En décembre 2021, le vice- procureur général électoral, agent du ministère public fédéral, a créé un groupe de travail pour combattre ce type de violence, anticipant déjà ce qui pourrait se produire lors des élections de 2022. Ce qui inquiète les observateurs nationaux et internationaux est la fragilisation du système électoral par le président de la République lui- même. Le rapporteur spécial des Nations unies a ainsi mis en garde en mai 2022 contre les rumeurs qui jettent le doute sur le processus électoral électronique sans apporter aucun fait ou évidence.
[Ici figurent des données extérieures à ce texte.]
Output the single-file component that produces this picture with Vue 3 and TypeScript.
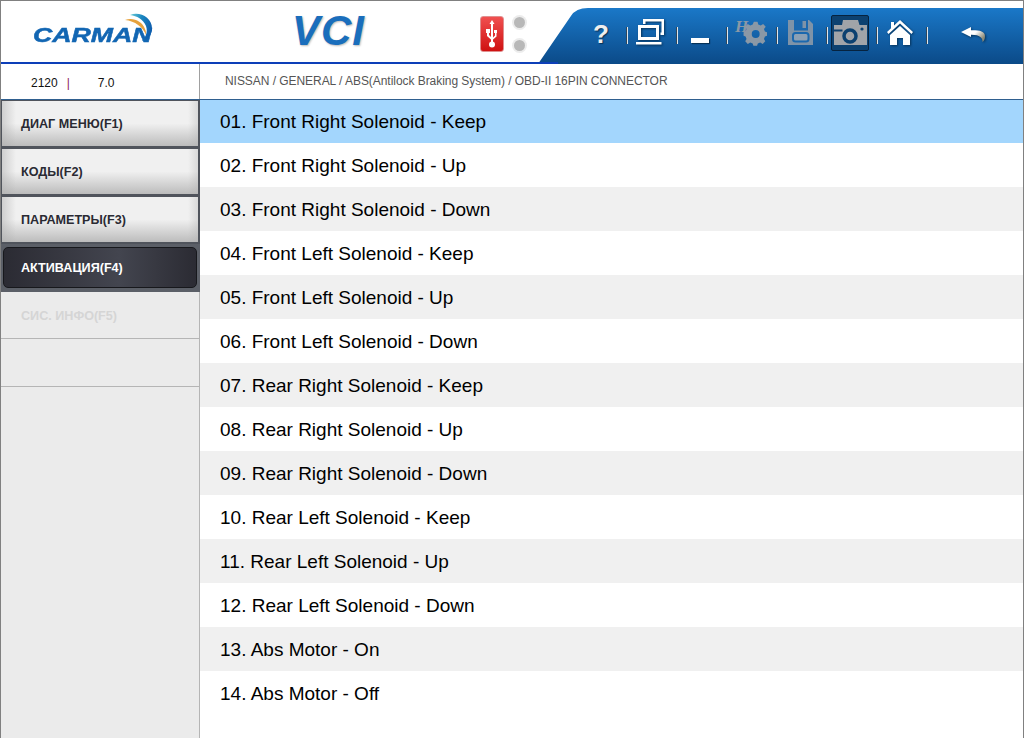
<template>
  <div class="app">
    <header class="top">
      <div class="logo">
        <span class="logo-text">CARMAN</span>
        <svg class="logo-arc" width="34" height="30" viewBox="0 0 34 30">
          <defs>
            <linearGradient id="arc" x1="0" y1="0" x2="1" y2="0.4">
              <stop offset="0" stop-color="#6fd0d8" />
              <stop offset="0.5" stop-color="#1a86c0" />
              <stop offset="1" stop-color="#0f5fae" />
            </linearGradient>
          </defs>
          <path d="M8 2C18-2 31 5 30 17 29 23 25 27 20 28 24 24 26 19 24 13 21 6 15 3 8 2Z" fill="url(#arc)" />
          <path d="M3 7C11 4 20 8 23 16 24 18 24 20 24 22 21 14 13 8 3 7Z" fill="#e6a23c" />
        </svg>
      </div>
      <div class="vci">VCI</div>
      <div class="usb">
        <div class="usb-box">
          <svg width="12" height="28" viewBox="0 0 12 28">
            <path d="M6 0 8.500 4H7v19H5V4H3.500Z" fill="#fff" />
            <circle cx="6" cy="24.500" r="3" fill="#fff" />
            <path d="M5.500 20 1 16v-3H0V9h4v4H3v2l2.500 2.500ZM6.500 18 9 15.500V13H8V10h3v3h-.500v3.500L6.500 20Z" fill="#fff" />
          </svg>
        </div>
        <div class="leds">
          <span class="led"></span>
          <span class="led"></span>
        </div>
      </div>
      <div class="toolbar">
        <svg class="tool-bg" width="486" height="56" viewBox="0 0 486 56" preserveAspectRatio="none">
          <defs>
            <linearGradient id="tb" x1="0" y1="0" x2="0" y2="1">
              <stop offset="0" stop-color="#1a78c8" />
              <stop offset="1" stop-color="#0b4a88" />
            </linearGradient>
          </defs>
          <path d="M0 56 33 8Q38 0 50 0H486V56Z" fill="url(#tb)" />
        </svg>
        <div class="tools">
          <button v-for="(tool, i) in tools" :key="tool" class="tool" :class="{ selected: tool === 'camera' }" :style="{ width: toolWidths[i] + 'px' }">
            <span v-if="tool === 'help'" class="help">?</span>
            <svg v-else-if="tool === 'windows'" width="30" height="28" viewBox="0 0 30 28" class="shadowed">
              <path d="M7 0h21v16h-3.500v-2.500H25.500V2.500H9.500V5H7Z" fill="#fff" />
              <path d="M2 6h21v15H2Zm3 3v9h15V9Z" fill="#fff" fill-rule="evenodd" />
              <path d="M0 23h25.500v2.500H0Z" fill="#fff" />
            </svg>
            <span v-else-if="tool === 'min'" class="min"></span>
            <svg v-else-if="tool === 'settings'" class="gear" width="34" height="32" viewBox="0 0 34 32">
              <text x="1" y="15" class="h-mark">H</text>
              <path d="M19.700 6h4l.8 3 2.600 1 2.700-1.500 2.800 2.800L30.700 14l1 2.500 2.300.8v4l-2.300.7-1 2.600 1.400 2.700-2.800 2.800-2.700-1.500-2.600 1-.8 2.400h-4l-.8-2.400-2.600-1-2.700 1.500-2.800-2.800 1.400-2.700-1-2.600-2.200-.7v-4l2.200-.8 1-2.500-1.400-2.700 2.800-2.800 2.700 1.500 2.600-1Zm2 9a4.300 4.300 0 1 0 0 8.600 4.300 4.300 0 0 0 0-8.600Z" fill="#8a98a6" fill-rule="evenodd" transform="translate(21.700 17) scale(.92) translate(-21.700 -19.300)" />
            </svg>
            <svg v-else-if="tool === 'save'" width="26" height="26" viewBox="0 0 26 26">
              <path d="M0 0h21l4 4v21H0Z" fill="#7e93a8" />
              <path d="M6 0h14v10.500H6Z" fill="#1b68ae" />
              <path d="M14.500 1H18v7h-3.500Z" fill="#7e93a8" />
              <rect x="5" y="13" width="15.500" height="8.500" rx="2.500" fill="#8ca0b4" stroke="#1b68ae" stroke-width="2" />
            </svg>
            <svg v-else-if="tool === 'camera'" width="34" height="28" viewBox="0 0 34 28">
              <path d="M0 6h8l1-5h15l1.500 5H33v20H0Z" fill="#a1a4a8" />
              <path d="M0 10.500h8.500v2H0Z" fill="#0c4170" />
              <circle cx="16" cy="17" r="6" fill="none" stroke="#0c4170" stroke-width="3.500" />
              <circle cx="28" cy="10" r="1.600" fill="#0c4170" />
            </svg>
            <svg v-else-if="tool === 'home'" width="28" height="28" viewBox="0 0 28 28" class="shadowed">
              <path d="M13 1 26 13l-1.500 2L13 4.500 1.500 15 0 13 4 9.300V3h3v3.500Z" fill="#fff" />
              <path d="M13 7 23 16v10h-7v-7h-6v7H3V16Z" fill="#fff" />
            </svg>
            <svg v-else width="28" height="24" viewBox="0 0 28 24" class="shadowed">
              <defs>
                <linearGradient id="bk" x1="0" y1="0" x2="1" y2="0.6">
                  <stop offset="0.6" stop-color="#fff" />
                  <stop offset="1" stop-color="#8a8a78" />
                </linearGradient>
              </defs>
              <path d="M2 11 12 6v3.200C20 9 26 10 26 15c0 3-1 5-2.500 6 .5-4-3-7.500-11.500-7.300V16Z" fill="url(#bk)" />
            </svg>
            <span v-if="i < tools.length - 1" class="sep"></span>
          </button>
        </div>
      </div>
    </header>

    <div class="info">
      <div class="status">
        <span class="num">2120</span>
        <span class="bar">|</span>
        <span class="ver">7.0</span>
      </div>
      <div class="path">NISSAN / GENERAL / ABS(Antilock Braking System) / OBD-II 16PIN CONNECTOR</div>
    </div>

    <main class="body">
      <aside class="side">
        <div
          v-for="item in menu"
          :key="item.label"
          class="menu-item"
          :class="item.state"
        >
          <span>{{ item.label }}</span>
        </div>
      </aside>
      <ul class="list">
        <li v-for="(row, i) in rows" :key="row" class="row" :class="{ active: i === 0 }">{{ row }}</li>
      </ul>
    </main>
  </div>
</template>

<script setup lang="ts">
const tools = ["help", "windows", "min", "settings", "save", "camera", "home", "back"];
const toolWidths = [50, 50, 50, 50, 50, 50, 50, 94];

const menu = [
  { label: "ДИАГ МЕНЮ(F1)", state: "normal" },
  { label: "КОДЫ(F2)", state: "normal" },
  { label: "ПАРАМЕТРЫ(F3)", state: "normal" },
  { label: "АКТИВАЦИЯ(F4)", state: "current" },
  { label: "СИС. ИНФО(F5)", state: "off" },
  { label: "", state: "off" },
];

const rows = [
  "01. Front Right Solenoid - Keep",
  "02. Front Right Solenoid - Up",
  "03. Front Right Solenoid - Down",
  "04. Front Left Solenoid - Keep",
  "05. Front Left Solenoid - Up",
  "06. Front Left Solenoid - Down",
  "07. Rear Right Solenoid - Keep",
  "08. Rear Right Solenoid - Up",
  "09. Rear Right Solenoid - Down",
  "10. Rear Left Solenoid - Keep",
  "11. Rear Left Solenoid - Up",
  "12. Rear Left Solenoid - Down",
  "13. Abs Motor - On",
  "14. Abs Motor - Off",
];
</script>

<style>
html,
body {
  margin: 0;
  background: #fff;
}
</style>

<style scoped>
.app {
  box-sizing: border-box;
  width: 1024px;
  height: 738px;
  border: 1px solid #808080;
  border-bottom: 0;
  display: flex;
  flex-direction: column;
  overflow: hidden;
  font-family: "Liberation Sans", Arial, sans-serif;
  background: #fff;
}

.top {
  height: 63px;
  flex: none;
  display: flex;
  box-sizing: border-box;
  padding-top: 7px;
  position: relative;
}

.top::after {
  content: "";
  position: absolute;
  left: 0;
  width: 557px;
  top: 61px;
  height: 2px;
  background: #0d3fb8;
}

.logo {
  width: 199px;
  flex: none;
  position: relative;
  display: flex;
  padding: 14px 0 0 32px;
  box-sizing: border-box;
}

.logo-text {
  font-size: 21px;
  line-height: 26px;
  font-weight: 700;
  font-style: italic;
  color: #1266b3;
  -webkit-text-stroke: 0.5px #1266b3;
  transform: scaleX(1.27);
  transform-origin: left;
}

.logo-arc {
  position: absolute;
  left: 121px;
  top: 5px;
}

.vci {
  width: 280px;
  flex: none;
  font-size: 42px;
  line-height: 46px;
  font-weight: 700;
  font-style: italic;
  color: #1a6ebc;
  padding: 0 0 0 92px;
  box-sizing: border-box;
  letter-spacing: 1px;
  text-shadow: 1px 1px 2px #bbb;
}

.usb {
  display: flex;
  gap: 10px;
  padding-top: 8px;
  flex: none;
}

.usb-box {
  width: 24px;
  height: 36px;
  border-radius: 3px;
  background: linear-gradient(#f05050, #cf1111);
  border: 1px solid #e09090;
  box-sizing: border-box;
  display: flex;
  align-items: center;
  justify-content: center;
}

.leds {
  display: flex;
  flex-direction: column;
  gap: 12px;
  padding-top: 1px;
}

.led {
  width: 11px;
  height: 11px;
  border-radius: 50%;
  background: #b8b8b8;
  box-shadow: 0 0 0 2px #ececec;
}

.toolbar {
  position: absolute;
  left: 537px;
  right: 0;
  top: 7px;
  height: 56px;
}

.tool-bg {
  position: absolute;
  inset: 0;
  width: 100%;
  height: 100%;
}

.tools {
  position: relative;
  display: flex;
  padding: 7px 0 0 38px;
}

.tool {
  position: relative;
  height: 36px;
  padding: 0;
  border: 0;
  background: none;
  display: flex;
  align-items: center;
  justify-content: center;
}

.tool svg {
  display: block;
}

.tool svg.gear {
  overflow: visible;
}

.tool.selected::before {
  content: "";
  position: absolute;
  left: 5px;
  width: 38px;
  top: 0;
  height: 36px;
  background: #0c4170;
  border: 1px solid #06233f;
  border-radius: 2px;
  box-sizing: border-box;
}

.tool.selected svg {
  position: relative;
}

.sep {
  position: absolute;
  right: -2px;
  top: 12px;
  width: 1px;
  height: 17px;
  background: #dfe6ec;
  box-shadow: -1px 0 0 #30475c;
}

.help {
  font-size: 26px;
  font-weight: 700;
  color: #eee;
  line-height: 1;
  padding-top: 2px;
  text-shadow: 1px 1px 1px #063258;
  font-family: "Liberation Sans", Arial, sans-serif;
}

.min {
  width: 18px;
  height: 5px;
  background: #fff;
  margin: 15px 2px 0 0;
  box-shadow: 1px 1px 1px #063258;
}

.h-mark {
  font: italic 700 17px "Liberation Serif", serif;
  fill: #8a98a6;
}

.shadowed {
  filter: drop-shadow(1px 1px 1px #063258);
}

.info {
  flex: none;
  display: flex;
  border-bottom: 1px solid #2f5f8f;
  box-sizing: border-box;
  height: 36px;
}

.status {
  width: 199px;
  flex: none;
  box-sizing: border-box;
  border-right: 1px solid #a0a0a0;
  display: flex;
  align-items: center;
  font-size: 12px;
  color: #111;
  padding-left: 30px;
  padding-top: 3px;
}

.bar {
  color: #8b1a5a;
  margin-left: 9px;
}

.ver {
  margin-left: 28px;
}

.path {
  font-size: 12px;
  color: #555;
  padding: 10px 0 0 25px;
  letter-spacing: -0.05px;
}

.body {
  flex: 1;
  display: flex;
  min-height: 0;
}

.side {
  width: 199px;
  flex: none;
  box-sizing: border-box;
  background: #ebebeb;
  border-right: 1px solid #b5b5b5;
}

.menu-item {
  height: 48px;
  box-sizing: border-box;
  display: flex;
  align-items: center;
  padding-left: 20px;
  font-size: 12.6px;
  font-weight: 700;
}

.menu-item.normal {
  color: #2a2a33;
  background: #50545c;
  padding: 1px 2px 2px 1px;
  width: 199px;
}

.menu-item.normal span {
  flex: 1;
  height: 100%;
  display: flex;
  align-items: center;
  padding: 1px 0 0 19px;
  box-sizing: border-box;
  background:
    linear-gradient(90deg, rgba(175, 175, 175, 0.5), rgba(175, 175, 175, 0) 14px),
    linear-gradient(270deg, rgba(175, 175, 175, 0.35), rgba(175, 175, 175, 0) 10px),
    linear-gradient(#f0f0f0 50%, #bcbcbc 100%);
}

.menu-item.current {
  color: #fff;
  background: #5b5f67;
  padding: 3px 3px 4px 2px;
  width: 199px;
}

.menu-item.current span {
  flex: 1;
  height: 100%;
  display: flex;
  align-items: center;
  padding: 1px 0 0 17px;
  background: linear-gradient(90deg, #2b2b33, #43454f 60%, #2b2b33);
  border: 1px solid #17181c;
  border-radius: 5px;
  box-sizing: border-box;
}

.menu-item.off {
  color: #d5d5d5;
  border-bottom: 1px solid #b5b5b5;
  padding-top: 2px;
}

.menu-item.off:nth-child(5) {
  height: 47px;
}

.list {
  flex: 1;
  margin: 0;
  padding: 0;
  list-style: none;
}

.row {
  height: 44px;
  line-height: 46px;
  padding-left: 20px;
  font-size: 19px;
  color: #000;
}

.row:nth-child(odd) {
  background: #f0f0f0;
}

.row:nth-child(even) {
  background: #fff;
}

.row.active {
  height: 43px;
  line-height: 44px;
  background: #a3d6fd;
}

.row:last-child {
  background: #fff;
}
</style>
Un scénario comparable à celui de l’invasion du Capitole à Washington est dans l’imaginaire des promoteurs.trices de la violence, comme de celles et ceux qui défendent la démocratie. 

 


Les chiffres :

18% des femmes politiques sont la cible d’agressions physiques contre des élu.e.s, 31 % des cas de menaces et 76 % des cas d’offenses. 
 

Citation

« La violence politique est en train de détruire la démocratie brésilienne. » 
                                        
Clément Nyaletsossi Voule, rapporteur spécial des Nations unies sur le droit de réunion pacifique, lors d’une conférence de presse le vendredi 8 avril 2022. 

 

Notes :

153. PICHARD, Guy. « Persécutions, diffamation, menaces de mort : au Brésil, Bolsonaro force les lanceurs d’alerte à s’exiler », Basta !, 8 septembre 2021.                                                  
                                                        
154. « Violence politique et électorale au Brésil – Aperçu des violations des droits humains de 2016 à 2020 », publié par les ONGs Terra de Direitos et Justiça Global.                                                  
                                                                                                           
155.Membre des mandats collectifs, voir glossaire de l’Observatoire de la démocratie brésilienne.